It ain’t easy being black in America. Racism’s sinewy tentacles have touched almost every Ethiopian that has migrated to America since the mid-1970s and we have learned to deal with it on a daily basis at the workplace, in private and public facilities, educational institutions, and even in places of worship. Ethiopians have been harassed, attacked, beaten, and in one case, murdered by xenophobic white Americans.
Unfortunately, We have not been immune from the racist aspects of the criminal justice system either. Like most dark-skinned people in America, we are targeted on highways by bigoted cops, subjected to unreasonable searches and seizures, and serve disproportionate prison sentences in the hands of ignorant judges and all-white jurors.
Ethiopian immigrants refuse to buckle under the weight of such challenges in the land of the free. To many African immigrants, American racism pales in comparison to the hellhole their leaders have turned their countries into. For Ethiopians, racism and prejudice are particularly difficult pills to swallow. Our forefathers and foremothers prevented Ethiopia from being ruled by Ottoman sultanates and European powers and saved their descendants the attendant vestiges of subjugation that were sure to follow. Their tenacious defense of their nation produced a proud people inherently unable to bow down to anyone who claims superiority over them.
I want to be careful to not overemphasize the importance of pride in the Ethiopian makeup. By itself, pride doesn’t seem to be a very good thing - at least the nationalistic type, a precursor for the development of arrogance and extremism, to war to conflict. However, the Ethiopian type, injected with a heavy dose of humility, somehow enables its people to deal with racist cultures with patience, courage, and resilience.
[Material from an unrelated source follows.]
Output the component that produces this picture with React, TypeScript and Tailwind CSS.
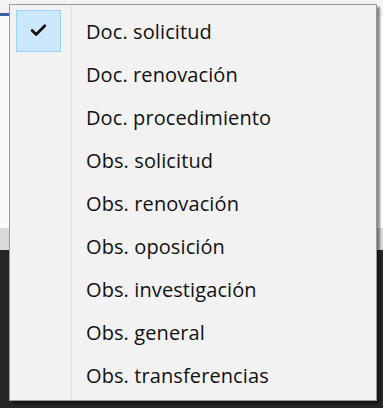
import { Check } from "lucide-react";

const items = [
  "Doc. solicitud",
  "Doc. renovación",
  "Doc. procedimiento",
  "Obs. solicitud",
  "Obs. renovación",
  "Obs. oposición",
  "Obs. investigación",
  "Obs. general",
  "Obs. transferencias",
];

export default function App() {
  return (
    <div className="relative w-[383px] h-[408px] overflow-hidden bg-[#f0f0f0]">
      {/* background window behind the menu */}
      <div className="flex flex-col h-full">
        <div className="h-[13px] bg-[#f3f3f3]" />
        <div className="h-[3px] w-[10px] bg-[#3a5fa8]" />
        <div className="h-[212px] bg-[#fafafa]" />
        <div className="h-[22px] bg-[#d9d9d9]" />
        <div className="flex-1 bg-[#262626]" />
      </div>

      {/* context menu */}
      <div className="absolute left-[9px] top-[4px] w-[368px] h-[397px] bg-[#f2f2f2] border border-[#999999] shadow-[3px_3px_2px_rgba(0,0,0,0.45)]">
        <div className="absolute left-[61px] top-0 bottom-0 w-px bg-[#e2e2e2]" />
        <div className="flex flex-col pt-[5px]">
          {items.map((label, i) => (
            <div key={label} className="flex items-center h-[43px]">
              <div className="w-[62px] h-full flex items-center pl-[6px]">
                {i === 0 && (
                  <div className="w-[45px] h-[42px] -mt-[2px] bg-[#cce8ff] border border-[#99d1ff] flex items-center justify-center">
                    <Check className="w-[19px] h-[19px] text-[#111]" strokeWidth={3.5} />
                  </div>
                )}
              </div>
              <span
                className="pl-[14px] text-[20px] text-[#111] tracking-[0.1px]"
                style={{ fontFamily: '"Open Sans", "Noto Sans", sans-serif' }}
              >
                {label}
              </span>
            </div>
          ))}
        </div>
      </div>
    </div>
  );
}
Our unique blend of pride and humility is not what ultimately allows us to maintain our sanity in the face of American racism. What has enabled Ethiopians to not only survive but thrive in America is the sacrifice paid by African-Americans who made their country live up to its promises of democracy. Ethiopians and other African immigrants owe a huge debt of gratitude to African-Americans who have struggled (and continue to do so) to make America's constitutional freedoms accessible to African-Americans and to every minority group that has arrived at its shores.
Our ability to send our children to decent schools, purchase homes in good neighborhoods, obtain bank loans for our businesses, study in colleges of our choosing, compete for decent jobs, fight housing and workplace discrimination, vote in elections, and yes, benefit from Affirmative Action, was made possible by the blood sacrifice paid by the likes of Dr. Martin Luther King, Emmett Till, Medgar Evers, Malcolm X, and thousands of nameless African-Americans who have died to make their society equal since the first slave ships arrived in America. Freedom was never given to our black brothers and sisters: they wrangled it from the deathly grips of America’s three braches of government.
Notwithstanding its harsh realities (and there are many), America remains an awe-inspiring nation. Last week’s senate confirmation hearings of soon-to-be Justice Alito reconfirmed the enduring Madisonian conviction that government, if not checked, cannot be trusted; that the rule of law is perfected by constant friction between the government and individuals. In my opinion, William Jefferson Clinton has defined America better that anyone: “there is nothing wrong in America that cannot be fixed with what is right in America.” It is this built-in self-correcting mechanism that makes America the most incredible nation-state since the Peace of Westphalia.
We Ethiopians who have interlocked our fate with that of America’s understand that democracy is an arduous work in progress. Our contributions are important to not only the ongoing American democratic experiment but to that of Ethiopia’s as well. What is preternaturally disturbing about the EPRDF is not just its point-blank shooting of underage protesters and criminal indictment of political leaders. It is its belief that democracy in Ethiopia is a fait accompli and that only its prescription for democracy is reasonable. The greatest irony is that a party with roots deep in protest politics should have internalized the notion that governance without protest is an exercise in tyranny; that government by its very nature must be contained, limited, and constantly checked. Time after time, the EPRDF has shown a brutal willingness to sacrifice its own constitutional protections on the altar of political survival.
Today, we celebrate the life of Dr. Martin Luther King, Jr., a brave American warrior whose life was cut short at the tender age of 39 but whose words and actions have deeply impacted this nation that has given thousands of Ethiopians a home away from home. We celebrate the life of a young man whose tireless work and dream has allowed us and our children to enjoy America in all its forms.
In honoring MLK we also celebrate the rights to assemble, petition, and to protest, rights so vital for a democracy yet rendered criminal liabilities by a government that defines itself as “revolutionary” and “democratic.”